Request = Give every line of the data again, unchanged, but with no pictures.

Supplied data =
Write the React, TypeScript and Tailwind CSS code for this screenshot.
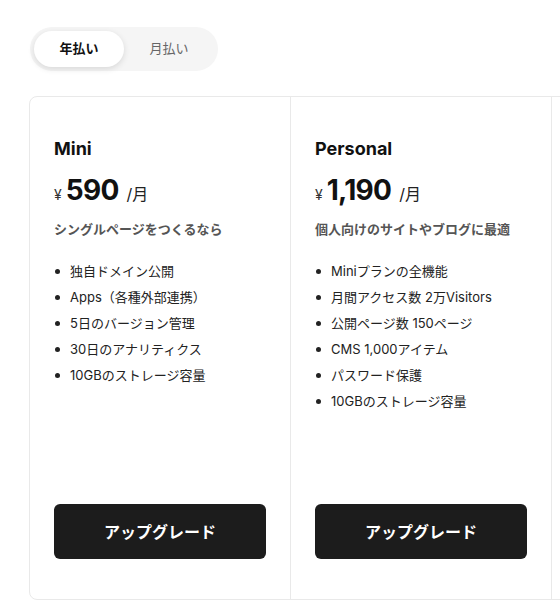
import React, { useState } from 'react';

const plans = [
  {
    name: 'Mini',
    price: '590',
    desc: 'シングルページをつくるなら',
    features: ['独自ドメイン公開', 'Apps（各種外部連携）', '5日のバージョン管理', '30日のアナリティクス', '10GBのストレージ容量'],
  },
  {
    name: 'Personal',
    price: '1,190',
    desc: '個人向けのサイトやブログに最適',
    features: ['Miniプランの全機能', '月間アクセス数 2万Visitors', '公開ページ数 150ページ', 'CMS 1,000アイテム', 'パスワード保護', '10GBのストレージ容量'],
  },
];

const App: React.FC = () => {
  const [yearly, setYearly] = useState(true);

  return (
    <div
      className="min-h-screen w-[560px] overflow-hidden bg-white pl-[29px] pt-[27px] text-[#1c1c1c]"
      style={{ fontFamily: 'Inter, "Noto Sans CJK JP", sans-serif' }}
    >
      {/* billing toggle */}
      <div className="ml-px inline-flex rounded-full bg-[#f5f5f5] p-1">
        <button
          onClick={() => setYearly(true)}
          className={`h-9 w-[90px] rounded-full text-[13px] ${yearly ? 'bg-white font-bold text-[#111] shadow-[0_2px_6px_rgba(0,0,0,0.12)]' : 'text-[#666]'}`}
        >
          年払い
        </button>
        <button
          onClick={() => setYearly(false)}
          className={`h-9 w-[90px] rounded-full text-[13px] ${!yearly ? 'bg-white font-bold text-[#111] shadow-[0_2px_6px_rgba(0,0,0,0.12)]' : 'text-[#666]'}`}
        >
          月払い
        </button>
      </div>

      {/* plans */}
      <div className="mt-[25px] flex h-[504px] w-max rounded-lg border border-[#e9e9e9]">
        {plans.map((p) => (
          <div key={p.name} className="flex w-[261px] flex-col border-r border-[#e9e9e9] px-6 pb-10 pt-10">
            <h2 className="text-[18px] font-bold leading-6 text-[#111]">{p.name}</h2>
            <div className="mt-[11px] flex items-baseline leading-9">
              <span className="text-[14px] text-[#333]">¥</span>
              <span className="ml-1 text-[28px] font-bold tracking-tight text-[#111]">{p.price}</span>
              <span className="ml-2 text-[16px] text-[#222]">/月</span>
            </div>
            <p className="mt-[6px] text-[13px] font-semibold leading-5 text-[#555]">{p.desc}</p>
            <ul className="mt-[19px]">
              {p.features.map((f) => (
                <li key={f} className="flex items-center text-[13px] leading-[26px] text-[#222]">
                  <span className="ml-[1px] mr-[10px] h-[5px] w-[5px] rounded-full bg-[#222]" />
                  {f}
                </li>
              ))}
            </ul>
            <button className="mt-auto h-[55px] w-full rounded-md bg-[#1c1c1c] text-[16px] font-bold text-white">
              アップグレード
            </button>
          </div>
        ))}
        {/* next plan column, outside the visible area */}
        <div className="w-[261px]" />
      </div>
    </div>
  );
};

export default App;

Written response =
Write the React, TypeScript and Tailwind CSS code for this screenshot.
import React, { useState } from 'react';

const plans = [
  {
    name: 'Mini',
    price: '590',
    desc: 'シングルページをつくるなら',
    features: ['独自ドメイン公開', 'Apps（各種外部連携）', '5日のバージョン管理', '30日のアナリティクス', '10GBのストレージ容量'],
  },
  {
    name: 'Personal',
    price: '1,190',
    desc: '個人向けのサイトやブログに最適',
    features: ['Miniプランの全機能', '月間アクセス数 2万Visitors', '公開ページ数 150ページ', 'CMS 1,000アイテム', 'パスワード保護', '10GBのストレージ容量'],
  },
];

const App: React.FC = () => {
  const [yearly, setYearly] = useState(true);

  return (
    <div
      className="min-h-screen w-[560px] overflow-hidden bg-white pl-[29px] pt-[27px] text-[#1c1c1c]"
      style={{ fontFamily: 'Inter, "Noto Sans CJK JP", sans-serif' }}
    >
      {/* billing toggle */}
      <div className="ml-px inline-flex rounded-full bg-[#f5f5f5] p-1">
        <button
          onClick={() => setYearly(true)}
          className={`h-9 w-[90px] rounded-full text-[13px] ${yearly ? 'bg-white font-bold text-[#111] shadow-[0_2px_6px_rgba(0,0,0,0.12)]' : 'text-[#666]'}`}
        >
          年払い
        </button>
        <button
          onClick={() => setYearly(false)}
          className={`h-9 w-[90px] rounded-full text-[13px] ${!yearly ? 'bg-white font-bold text-[#111] shadow-[0_2px_6px_rgba(0,0,0,0.12)]' : 'text-[#666]'}`}
        >
          月払い
        </button>
      </div>

      {/* plans */}
      <div className="mt-[25px] flex h-[504px] w-max rounded-lg border border-[#e9e9e9]">
        {plans.map((p) => (
          <div key={p.name} className="flex w-[261px] flex-col border-r border-[#e9e9e9] px-6 pb-10 pt-10">
            <h2 className="text-[18px] font-bold leading-6 text-[#111]">{p.name}</h2>
            <div className="mt-[11px] flex items-baseline leading-9">
              <span className="text-[14px] text-[#333]">¥</span>
              <span className="ml-1 text-[28px] font-bold tracking-tight text-[#111]">{p.price}</span>
              <span className="ml-2 text-[16px] text-[#222]">/月</span>
            </div>
            <p className="mt-[6px] text-[13px] font-semibold leading-5 text-[#555]">{p.desc}</p>
            <ul className="mt-[19px]">
              {p.features.map((f) => (
                <li key={f} className="flex items-center text-[13px] leading-[26px] text-[#222]">
                  <span className="ml-[1px] mr-[10px] h-[5px] w-[5px] rounded-full bg-[#222]" />
                  {f}
                </li>
              ))}
            </ul>
            <button className="mt-auto h-[55px] w-full rounded-md bg-[#1c1c1c] text-[16px] font-bold text-white">
              アップグレード
            </button>
          </div>
        ))}
        {/* next plan column, outside the visible area */}
        <div className="w-[261px]" />
      </div>
    </div>
  );
};

export default App;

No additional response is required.